● OBJECTIVE
Omit pictures and quote the listing below line by line, from its start through the line that holds "text-center text-[48px] leading-[58px]".

● MATERIAL
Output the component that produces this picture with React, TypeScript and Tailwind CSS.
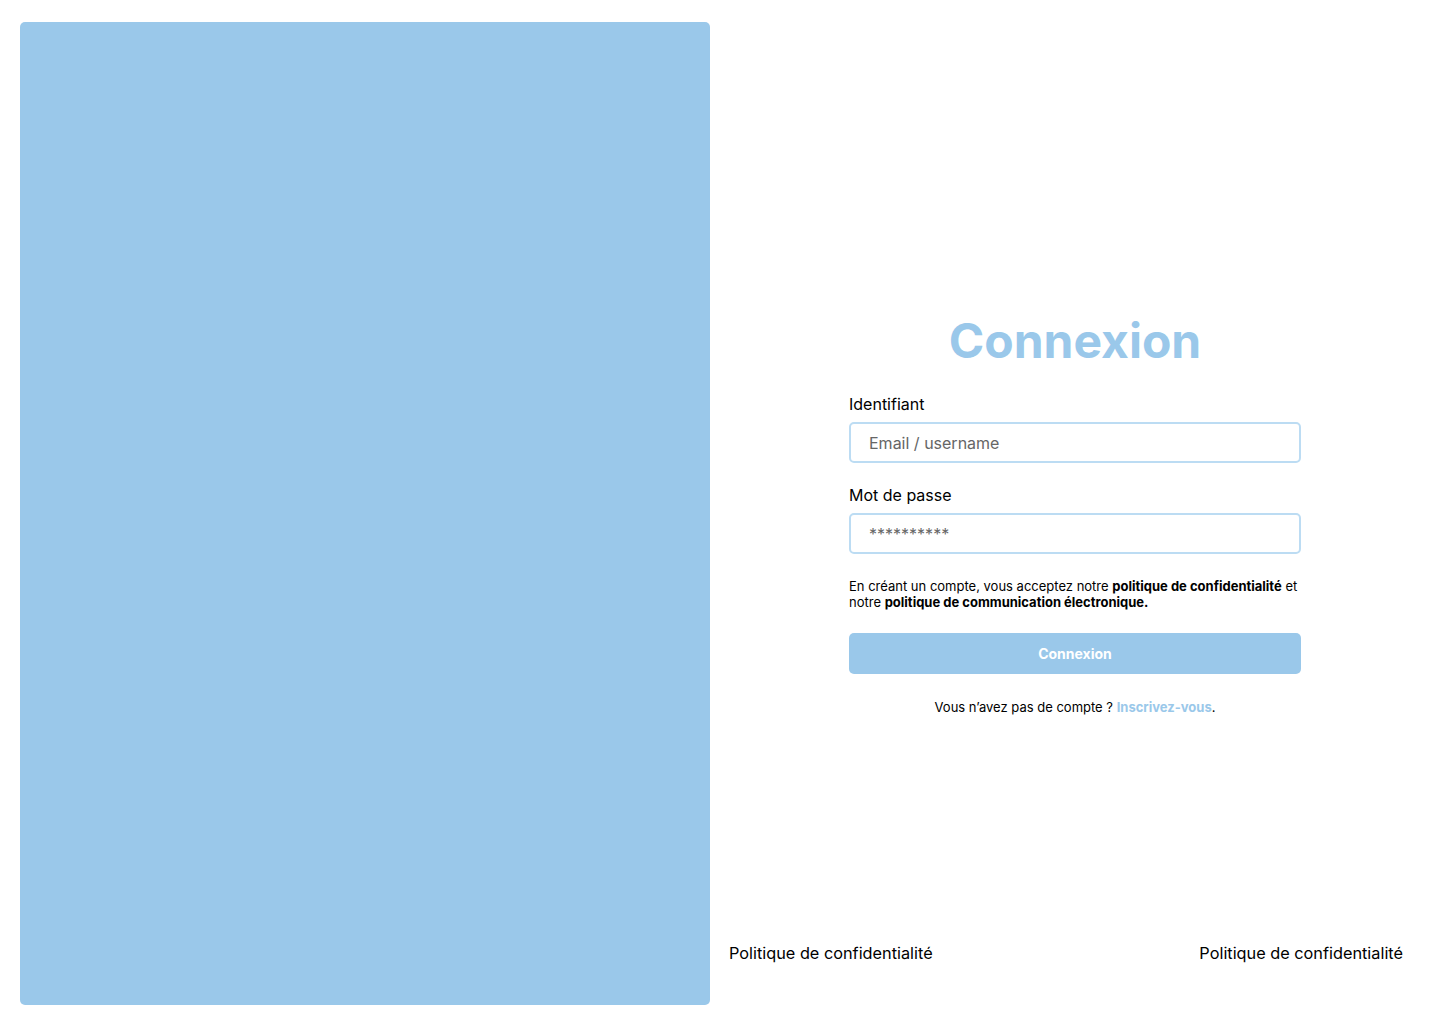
export default function App() {
    return (
        <div className="flex h-[1024px] w-[1440px] bg-white pt-[22px] pb-[19px] pl-[20px] font-['Inter',sans-serif] text-black">
            <div className="w-[690px] shrink-0 rounded-[5px] bg-[#9AC8EA]" />

            <div className="flex flex-1 flex-col">
                <div className="flex flex-1 justify-center pt-[290px]">
                    <form className="w-[452px]" onSubmit={(e) => e.preventDefault()}>
                        <h1 className="mb-[24px] text-center text-[48px] leading-[58px] font-bold text-[#9AC8EA]">Connexion</h1>

                        <div className="mb-[22px] flex flex-col">
                            <label htmlFor="login" className="mb-[8px] text-[16px] leading-[20px]">Identifiant</label>
                            <input
                                type="text"
                                id="login"
                                placeholder="Email / username"
                                className="h-[41px] w-full rounded-[5px] border-2 border-[#BCDCF3] px-[18px] text-[16px] outline-none placeholder:text-[#666666]" />
                        </div>

                        <div className="mb-[24px] flex flex-col">
                            <label htmlFor="password" className="mb-[8px] text-[16px] leading-[20px]">Mot de passe</label>
                            <input
                                type="text"
                                id="password"
                                placeholder="**********"
                                className="h-[41px] w-full rounded-[5px] border-2 border-[#BCDCF3] px-[18px] text-[16px] outline-none placeholder:text-[#666666]" />
                        </div>

                        <p className="mb-[23px] text-[13px] leading-[16px]">
                            En créant un compte, vous acceptez notre <b>politique de confidentialité</b> et notre <b>politique de communication électronique.</b>
                        </p>

                        <button type="submit" className="h-[41px] w-full rounded-[5px] bg-[#9AC8EA] text-[14px] font-bold text-white">Connexion</button>

                        <p className="mt-[25px] text-center text-[13px] leading-[16px]">
                            Vous n’avez pas de compte ? <a href="#" className="font-bold text-[#9AC8EA]">Inscrivez-vous</a>.
                        </p>
                    </form>
                </div>

                <div className="flex justify-between pl-[19px] pr-[37px] pb-[42px] text-[16.3px] leading-[20px]">
                    <span>Politique de confidentialité</span>
                    <span>Politique de confidentialité</span>
                </div>
            </div>
        </div>
    )
}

● ANSWER FOR THE TASK
Output the component that produces this picture with React, TypeScript and Tailwind CSS.
export default function App() {
    return (
        <div className="flex h-[1024px] w-[1440px] bg-white pt-[22px] pb-[19px] pl-[20px] font-['Inter',sans-serif] text-black">
            <div className="w-[690px] shrink-0 rounded-[5px] bg-[#9AC8EA]" />

            <div className="flex flex-1 flex-col">
                <div className="flex flex-1 justify-center pt-[290px]">
                    <form className="w-[452px]" onSubmit={(e) => e.preventDefault()}>
                        <h1 className="mb-[24px] text-center text-[48px] leading-[58px] font-bold text-[#9AC8EA]">Connexion</h1>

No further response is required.